As we reach the church, the girlfriend says “open the communion wine and choose a gun. They will be after us”. Suddenly there is now a third person with us. Unshaven, he speaks only in grunts. While I rummage around for glasses in the sacristy, he drinks from the bottle. Claret not Burgundy I note. There is a smell of incense in the air. We know “they” will be here by nightfall.

We wait and eventually, emerging from the fog are soldiers, perhaps a hundred, skeletal figures in bearskins tramping and stumbling through the snow. They open fire in a hail of bullets and as I am hit, I wake up. I am on the floor, wrapped in my bedclothes. It takes me a minute or so to work out where I am. I can’t find my wallet. Or the girlfriend.

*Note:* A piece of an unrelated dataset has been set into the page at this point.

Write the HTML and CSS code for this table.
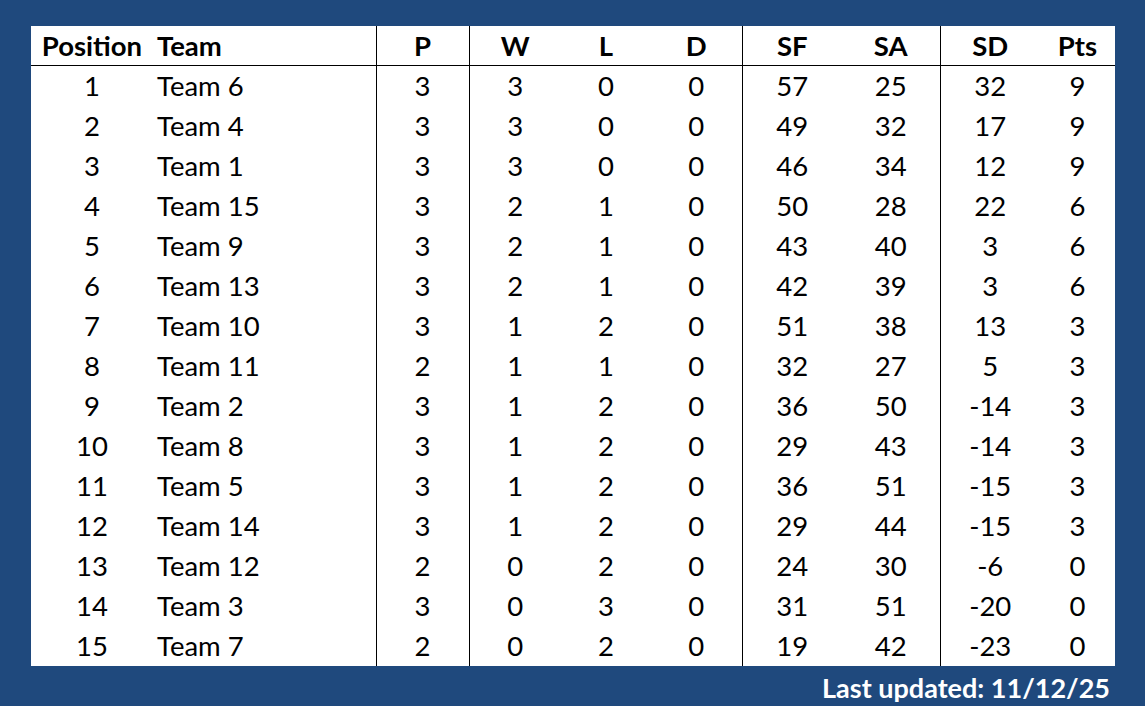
FILE: index.html
```html
<!DOCTYPE html>
<html>
<head>
<meta charset="utf-8">
<link rel="stylesheet" href="styles.css">
</head>
<body>
<div class="page">
  <table class="league">
    <colgroup>
      <col class="c-pos"><col class="c-team"><col class="c-p"><col class="c-w"><col class="c-l"><col class="c-d"><col class="c-sf"><col class="c-sa"><col class="c-sd"><col class="c-pts">
    </colgroup>
    <thead>
      <tr><th>Position</th><th class="team">Team</th><th class="sep">P</th><th class="sep">W</th><th>L</th><th>D</th><th class="sep">SF</th><th>SA</th><th class="sep">SD</th><th>Pts</th></tr>
    </thead>
    <tbody>
      <tr><td>1</td><td class="team">Team 6</td><td class="sep">3</td><td class="sep">3</td><td>0</td><td>0</td><td class="sep">57</td><td>25</td><td class="sep">32</td><td>9</td></tr>
      <tr><td>2</td><td class="team">Team 4</td><td class="sep">3</td><td class="sep">3</td><td>0</td><td>0</td><td class="sep">49</td><td>32</td><td class="sep">17</td><td>9</td></tr>
      <tr><td>3</td><td class="team">Team 1</td><td class="sep">3</td><td class="sep">3</td><td>0</td><td>0</td><td class="sep">46</td><td>34</td><td class="sep">12</td><td>9</td></tr>
      <tr><td>4</td><td class="team">Team 15</td><td class="sep">3</td><td class="sep">2</td><td>1</td><td>0</td><td class="sep">50</td><td>28</td><td class="sep">22</td><td>6</td></tr>
      <tr><td>5</td><td class="team">Team 9</td><td class="sep">3</td><td class="sep">2</td><td>1</td><td>0</td><td class="sep">43</td><td>40</td><td class="sep">3</td><td>6</td></tr>
      <tr><td>6</td><td class="team">Team 13</td><td class="sep">3</td><td class="sep">2</td><td>1</td><td>0</td><td class="sep">42</td><td>39</td><td class="sep">3</td><td>6</td></tr>
      <tr><td>7</td><td class="team">Team 10</td><td class="sep">3</td><td class="sep">1</td><td>2</td><td>0</td><td class="sep">51</td><td>38</td><td class="sep">13</td><td>3</td></tr>
      <tr><td>8</td><td class="team">Team 11</td><td class="sep">2</td><td class="sep">1</td><td>1</td><td>0</td><td class="sep">32</td><td>27</td><td class="sep">5</td><td>3</td></tr>
      <tr><td>9</td><td class="team">Team 2</td><td class="sep">3</td><td class="sep">1</td><td>2</td><td>0</td><td class="sep">36</td><td>50</td><td class="sep">-14</td><td>3</td></tr>
      <tr><td>10</td><td class="team">Team 8</td><td class="sep">3</td><td class="sep">1</td><td>2</td><td>0</td><td class="sep">29</td><td>43</td><td class="sep">-14</td><td>3</td></tr>
      <tr><td>11</td><td class="team">Team 5</td><td class="sep">3</td><td class="sep">1</td><td>2</td><td>0</td><td class="sep">36</td><td>51</td><td class="sep">-15</td><td>3</td></tr>
      <tr><td>12</td><td class="team">Team 14</td><td class="sep">3</td><td class="sep">1</td><td>2</td><td>0</td><td class="sep">29</td><td>44</td><td class="sep">-15</td><td>3</td></tr>
      <tr><td>13</td><td class="team">Team 12</td><td class="sep">2</td><td class="sep">0</td><td>2</td><td>0</td><td class="sep">24</td><td>30</td><td class="sep">-6</td><td>0</td></tr>
      <tr><td>14</td><td class="team">Team 3</td><td class="sep">3</td><td class="sep">0</td><td>3</td><td>0</td><td class="sep">31</td><td>51</td><td class="sep">-20</td><td>0</td></tr>
      <tr><td>15</td><td class="team">Team 7</td><td class="sep">2</td><td class="sep">0</td><td>2</td><td>0</td><td class="sep">19</td><td>42</td><td class="sep">-23</td><td>0</td></tr>
    </tbody>
  </table>
  <div class="updated">Last updated: 11/12/25</div>
</div>
</body>
</html>
```
FILE: styles.css
```css
html, body {
  margin: 0;
  padding: 0;
  background: #1f497d;
  height: 100%;
}
.page {
  padding: 26px 30px 0 31px;
  font-family: Lato, "Open Sans", sans-serif;
}
.league {
  width: 1084px;
  border-collapse: collapse;
  background: #ffffff;
  table-layout: fixed;
  color: #000;
}
.c-pos { width: 122px; }
.c-team { width: 223px; }
.c-p { width: 93px; }
.c-w { width: 92px; }
.c-l { width: 90px; }
.c-d { width: 91px; }
.c-sf { width: 100px; }
.c-sa { width: 98px; }
.c-sd { width: 100px; }
.c-pts { width: 75px; }
.league th, .league td {
  padding: 0;
  text-align: center;
  white-space: nowrap;
  line-height: 1;
}
.league th {
  height: 39px;
  font-size: 27.5px;
  font-weight: 700;
  border-bottom: 1px solid #000;
}
.league td {
  height: 40px;
  font-size: 27.5px;
  font-weight: 400;
}
.league .team {
  text-align: left;
  padding-left: 4px;
}
.league .sep {
  border-left: 1px solid #000;
}
.updated {
  text-align: right;
  padding-right: 5px;
  padding-top: 8px;
  color: #ffffff;
  font-weight: 700;
  font-size: 27px;
  line-height: 1;
}
```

Global economic Armageddon?

Tariffs, tariffs and more tariffs. There’s something about this whole tariffs farrago that is either ludicrously complex or exquisitely simple and I can’t quite decide which. But there are many players in this sequence. Let’s pick a single example of a country that makes cars and sells them to the US – we’ll call it LITTLELAND – that exports £100 million of cars to the US in the form of this 10,000 cars manufactured by CHEAPOCAR at £10,000 each. It costs CHEAPOCAR £8000 to manufacture each car. So the initial profit to CHEAPOCAR is £2000 per car (which incidentally will be taxed by the government of LITTLELAND) as it leaves the factories to the export company EXP2US. As the cars enter the USA, EXP2US is used to paying small import duties (let’s say 2%) to the US government. This makes each car imported into the US cost the dealers (SCREW-U) £10,200. SCREW-U will then sell the cars on at, let’s say a markup of £4800 making each car available to the customers at £15,000 apiece. SCREW-U makes £4800 profit per car.

Then let’s imagine a US president – we will call him FLORIDA ORANGE – who decides on a whim to increase the import tariff from 2% to 20%. This takes the price to the dealers from £10,200 to £12,000. Each car imported will now generate £2000 rather than £200 for the US revenue. SCREW-U now have cars costing them £12,000 each instead of £10,200 each. They now make £3000 less profit per car (a decrease of 37.5%)

Let’s summarise:
LITTLELAND – country of manufacturing cars
CHEAPOCAR – makes cars and exports some to the US
EXP2US – transports cars to the US and arranges import
SCREW-U – car dealer

These are the principal areas in which companies might have financial interests. Now I know it can’t be this simple because otherwise it would not have completely baffled the economists as to the rationale for these tariffs. But President FLORIDA ORANGE, clearly believes that he knows better than these proven field-if tested economists and that he can apply business rules to countries. I understand, and please correct me if I’m wrong, that FLORIDA ORANGE has a number of bankruptcies to his name so perhaps we should take his ‘famed dealmaking’ with a pinch of salt.

So who is going to pay for this nonsense? FLORIDA ORANGE clearly believes that it should be LITTLELAND which will have to pay £2000 per car to the US Treasury either directly or through CHEAPOCAR. Others may see it differently. But as long as the money is paid it matters little whether it comes from CHEAPOCAR directly, watching its profits from the individual cars evaporate or the same for LITTLELAND’s government. As for EXP2US, there is little incentive for them. Any money they might make will be eaten this up by the raised tariffs. The only obvious area of slack in the system lies with SCREW-YU, which will either have to take less money per car or pass the buck directly to the customer, presumably with some absurd justification. In the end it comes down to a very simple equation. Either Americans pay more for imported cars, or they don’t. If they don’t, then CHEAPOCAR suffers, making fewer cars.

Will somebody help me out here – because to me, this looks like global economic Armageddon. Please tell me I’m wrong. And why.